Not long ago the Gemini Observatory aimed its 8-meter telescopes in the direction of the constellation of Aquila for a routine investigation.To everyone’s surprise, it ended up uncovering an enigma. Sh2-71 was originally discovered in 1946 by Rudolph Minkowski. Viewable in most amateur telescopes, this reasonably bright planetary nebula was cataloged by Stewart Sharpless in 1959 and now, over half a century later, has become the topic of astronomical debate. Researchers have always assumed it was created from the death of the central binary star system, but Gemini’s imaging techniques may just prove that assumption wrong. What exactly is spawning this beautiful planetary nebula?
As we know, they are formed when a star reaches the end of its life span and begins sloughing off material. In the Gemini Legacy image, there is a binary star near the center of Sh2-71 – the one assumed to be responsible for the gaseous envelope. However, Gemini’s observation has brought a new light to the forefront – a dimmer, bluer star just to the right and down a bit from what seems to be the obvious progenitor. What makes this case even more strange is the fact that the smaller star would be a better candidate as the nebula’s parent.

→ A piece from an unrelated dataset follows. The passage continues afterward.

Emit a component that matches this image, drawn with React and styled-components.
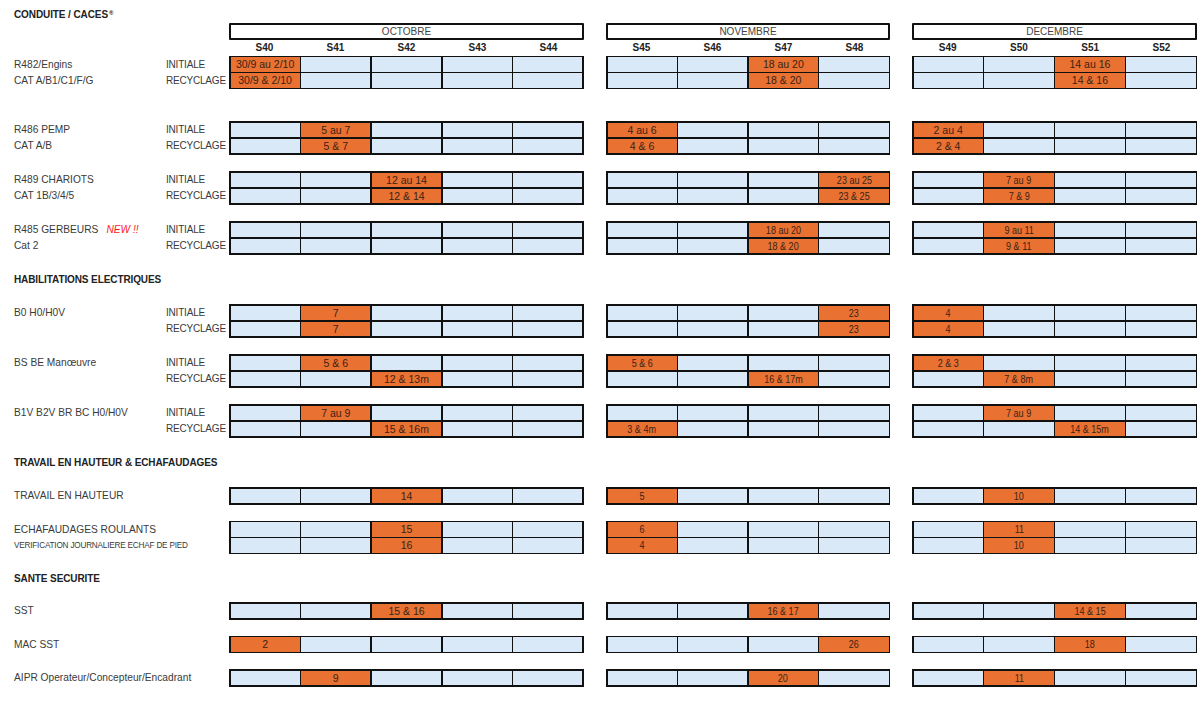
import React from 'react';
import styled, { createGlobalStyle } from 'styled-components';

const GlobalStyle = createGlobalStyle`
  body {
    margin: 0;
    background: #fff;
    font-family: 'Liberation Sans', Arial, sans-serif;
    color: #3a3a3a;
  }
`;

const MONTHS = [
  { name: 'OCTOBRE', weeks: [40, 41, 42, 43, 44], width: 355 },
  { name: 'NOVEMBRE', weeks: [45, 46, 47, 48], width: 284 },
  { name: 'DECEMBRE', weeks: [49, 50, 51, 52], width: 285 },
];

const Sheet = styled.div`
  width: 1200px;
  box-sizing: border-box;
  padding: 6px 0 0 14px;
`;

const SectionTitle = styled.div`
  height: 16.5px;
  display: flex;
  align-items: center;
  font-size: 10px;
  font-weight: bold;
  color: #222;
  letter-spacing: -0.1px;

  sup {
    font-size: 6px;
    margin-left: 1px;
    position: relative;
    top: -1px;
  }
`;

const Spacer = styled.div`
  height: ${(p) => p.$h}px;
`;

const Line = styled.div`
  display: grid;
  grid-template-columns: 152px 63px 1fr;
`;

const Months = styled.div`
  display: flex;
  gap: 22px;
`;

const MonthHead = styled.div`
  width: ${(p) => p.$w}px;
  height: 17px;
  box-sizing: border-box;
  border: 2px solid #111;
  border-radius: 1px;
  background: #fff;
  display: flex;
  align-items: center;
  justify-content: center;
  font-size: 10px;
  color: #444;
`;

const WeekRow = styled.div`
  width: ${(p) => p.$w}px;
  height: 16px;
  display: grid;
  grid-template-columns: repeat(${(p) => p.$n}, 1fr);
  align-items: center;
  text-align: center;
  font-size: 10px;
  font-weight: bold;
  color: #222;
`;

const Block = styled.div`
  width: ${(p) => p.$w}px;
  box-sizing: border-box;
  display: grid;
  grid-template-columns: repeat(${(p) => p.$n}, 1fr);
  grid-auto-rows: 14.5px;
  gap: 1.5px;
  padding: 1.5px;
  background: #111;
`;

const Cell = styled.div`
  background: ${(p) => (p.$on ? '#e97132' : '#dae9f8')};
  display: flex;
  align-items: center;
  justify-content: center;
  font-size: 10.5px;
  color: #3a2314;
  white-space: nowrap;
`;

const CellText = styled.span`
  display: inline-block;
  transform: ${(p) => (p.$narrow ? 'scaleX(0.86)' : 'none')};
`;

const LabelCol = styled.div`
  display: flex;
  flex-direction: column;
  padding: 1px 0;
`;

const Label = styled.div`
  flex: 1;
  display: flex;
  align-items: center;
  font-size: ${(p) => (p.$small ? 8.2 : 10.2)}px;
  letter-spacing: ${(p) => (p.$small ? -0.2 : 0)}px;
  white-space: nowrap;
  color: #3a3a3a;
`;

const SubLabel = styled(Label)`
  font-size: 10px;
  letter-spacing: -0.2px;
`;

const NewTag = styled.span`
  margin-left: 8px;
  color: #ff1a1a;
  font-style: italic;
`;

const Header = () => (
  <>
    <Line>
      <div />
      <div />
      <Months>
        {MONTHS.map((m) => (
          <MonthHead key={m.name} $w={m.width}>
            {m.name}
          </MonthHead>
        ))}
      </Months>
    </Line>
    <Line>
      <div />
      <div />
      <Months>
        {MONTHS.map((m) => (
          <WeekRow key={m.name} $w={m.width} $n={m.weeks.length}>
            {m.weeks.map((w) => (
              <span key={w}>S{w}</span>
            ))}
          </WeekRow>
        ))}
      </Months>
    </Line>
  </>
);

// narrow: the Nov/Dec cells of the later rows use a condensed face in the sheet
const Group = ({ labels, subs = [], rows, small, narrow }) => (
  <Line>
    <LabelCol>
      {labels.map((l, i) => (
        <Label key={i} $small={small && i === 1}>
          {l}
        </Label>
      ))}
    </LabelCol>
    <LabelCol>
      {subs.map((s, i) => (
        <SubLabel key={i}>{s}</SubLabel>
      ))}
    </LabelCol>
    <Months>
      {MONTHS.map((m, mi) => (
        <Block key={m.name} $w={m.width} $n={m.weeks.length}>
          {rows.map((r, ri) =>
            m.weeks.map((w) => (
              <Cell key={`${ri}-${w}`} $on={!!r[w]}>
                {r[w] && <CellText $narrow={narrow && mi > 0}>{r[w]}</CellText>}
              </Cell>
            ))
          )}
        </Block>
      ))}
    </Months>
  </Line>
);

const IR = ['INITIALE', 'RECYCLAGE'];

const App = () => (
  <Sheet>
    <GlobalStyle />
    <SectionTitle>
      CONDUITE / CACES<sup>®</sup>
    </SectionTitle>
    <Header />
    <Group
      labels={['R482/Engins', 'CAT A/B1/C1/F/G']}
      subs={IR}
      rows={[
        { 40: '30/9 au 2/10', 47: '18 au 20', 51: '14 au 16' },
        { 40: '30/9 & 2/10', 47: '18 & 20', 51: '14 & 16' },
      ]}
    />
    <Spacer $h={32} />
    <Group
      labels={['R486 PEMP', 'CAT A/B']}
      subs={IR}
      rows={[
        { 41: '5 au 7', 45: '4 au 6', 49: '2 au 4' },
        { 41: '5 & 7', 45: '4 & 6', 49: '2 & 4' },
      ]}
    />
    <Spacer $h={16.5} />
    <Group
      narrow
      labels={['R489 CHARIOTS', 'CAT 1B/3/4/5']}
      subs={IR}
      rows={[
        { 42: '12 au 14', 48: '23 au 25', 50: '7 au 9' },
        { 42: '12 & 14', 48: '23 & 25', 50: '7 & 9' },
      ]}
    />
    <Spacer $h={16.5} />
    <Group
      narrow
      labels={[
        <>
          R485 GERBEURS <NewTag>NEW !!</NewTag>
        </>,
        'Cat 2',
      ]}
      subs={IR}
      rows={[
        { 47: '18 au 20', 50: '9 au 11' },
        { 47: '18 & 20', 50: '9 & 11' },
      ]}
    />

    <Spacer $h={16.5} />
    <SectionTitle>HABILITATIONS ELECTRIQUES</SectionTitle>
    <Spacer $h={16.5} />
    <Group
      narrow
      labels={['B0 H0/H0V', '']}
      subs={IR}
      rows={[
        { 41: '7', 48: '23', 49: '4' },
        { 41: '7', 48: '23', 49: '4' },
      ]}
    />
    <Spacer $h={16.5} />
    <Group
      narrow
      labels={['BS BE Manœuvre', '']}
      subs={IR}
      rows={[
        { 41: '5 & 6', 45: '5 & 6', 49: '2 & 3' },
        { 42: '12 & 13m', 47: '16 & 17m', 50: '7 & 8m' },
      ]}
    />
    <Spacer $h={16.5} />
    <Group
      narrow
      labels={['B1V B2V BR BC H0/H0V', '']}
      subs={IR}
      rows={[
        { 41: '7 au 9', 50: '7 au 9' },
        { 42: '15 & 16m', 45: '3 & 4m', 51: '14 & 15m' },
      ]}
    />

    <Spacer $h={16.5} />
    <SectionTitle>TRAVAIL EN HAUTEUR &amp; ECHAFAUDAGES</SectionTitle>
    <Spacer $h={16.5} />
    <Group narrow labels={['TRAVAIL EN HAUTEUR']} rows={[{ 42: '14', 45: '5', 50: '10' }]} />
    <Spacer $h={16} />
    <Group
      narrow
      small
      labels={['ECHAFAUDAGES ROULANTS', 'VERIFICATION JOURNALIERE ECHAF DE PIED']}
      rows={[
        { 42: '15', 45: '6', 50: '11' },
        { 42: '16', 45: '4', 50: '10' },
      ]}
    />

    <Spacer $h={16} />
    <SectionTitle>SANTE SECURITE</SectionTitle>
    <Spacer $h={15.5} />
    <Group narrow labels={['SST']} rows={[{ 42: '15 & 16', 47: '16 & 17', 51: '14 & 15' }]} />
    <Spacer $h={16} />
    <Group narrow labels={['MAC SST']} rows={[{ 40: '2', 48: '26', 51: '18' }]} />
    <Spacer $h={16} />
    <Group
      narrow
      labels={['AIPR Operateur/Concepteur/Encadrant']}
      rows={[{ 41: '9', 47: '20', 50: '11' }]}
    />
  </Sheet>
);

export default App;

Why so? In the case of this Sharpless object, it would appear the bright central star isn’t radiating enough ultraviolet light to cause the surrounding gas to glow so brightly… but the blue star does. However, the binary star would be a better match for the nebula’s asymmetrical appearance. As of now, astronomers don’t know if the blue star is binary or not. To deepen the mystery, the bright star’s spectroscopic companion may also be hot enough to excite the gas in keeping with original theory.
A research team, led by Australian astronomers David Frew and Quentin Parker (Macquarie University, Sydney) are studying the dimmer, bluer star to understand its nature. “At the assumed distance to the nebula (roughly 1 kiloparsec or about 3,260 light-years), the faint star has about the right brightness to be the fading remnant of the nebula’s progenitor star,” says Frew.
Is your head swimming yet? Then there’s still more. The brighter binary star isn’t ordinary. It’s one that shows a dominant hydrogen-alpha emission as observed in some types of planetary nebula. According to Frew, this star is also unlikely to be a chance projection or alignment with the nebula, “So there could be at least three stars in this system,” he says.
Even if we don’t concentrate on which stars could be responsible for this planetary portrait, there’s morphology to consider as well… another complex issue. “The nebula presents a multi-polar structure and several pairs of bipolar lobes at different orientations,” says Luis Miranda of Spain’s Instituto de Astrofísica de Andalucía (CSIC) who has also studied this object extensively. “These lobes most certainly formed at different times and likely involved a binary progenitor – in particular with mass-transfer and multiple episodes of mass ejection along an axis where the orientation changes with time.”
Are we finished yet? Not hardly. To make the riddle even more complex, the Isaac Newton Telescope Photometric HydrogenAlpha Survey of the Northern Galactic Plane Survey added another twist. Parker and Romano Corradi (Instituto de Astrofisica de Canarias, Spain) have recently discovered faint outer wisps and lobes surrounding the planetary on deep hydrogen-alpha images.
The diaphanous material flows over several arcminutes, suggesting the mass loss history of Sh2-71 is a lot more complex that meets the eye. Miranda agrees, noting that the nebula’s structure is difficult to explain without a binary pair for parents. “The chaotic morphology of Sh2-71 implies that very complex processes have been involved in its formation,” says Miranda.
For now, it’s a grand encrypted message just waiting on the right astronomers to decode.
Original Story Source: Gemini Observatory News Release.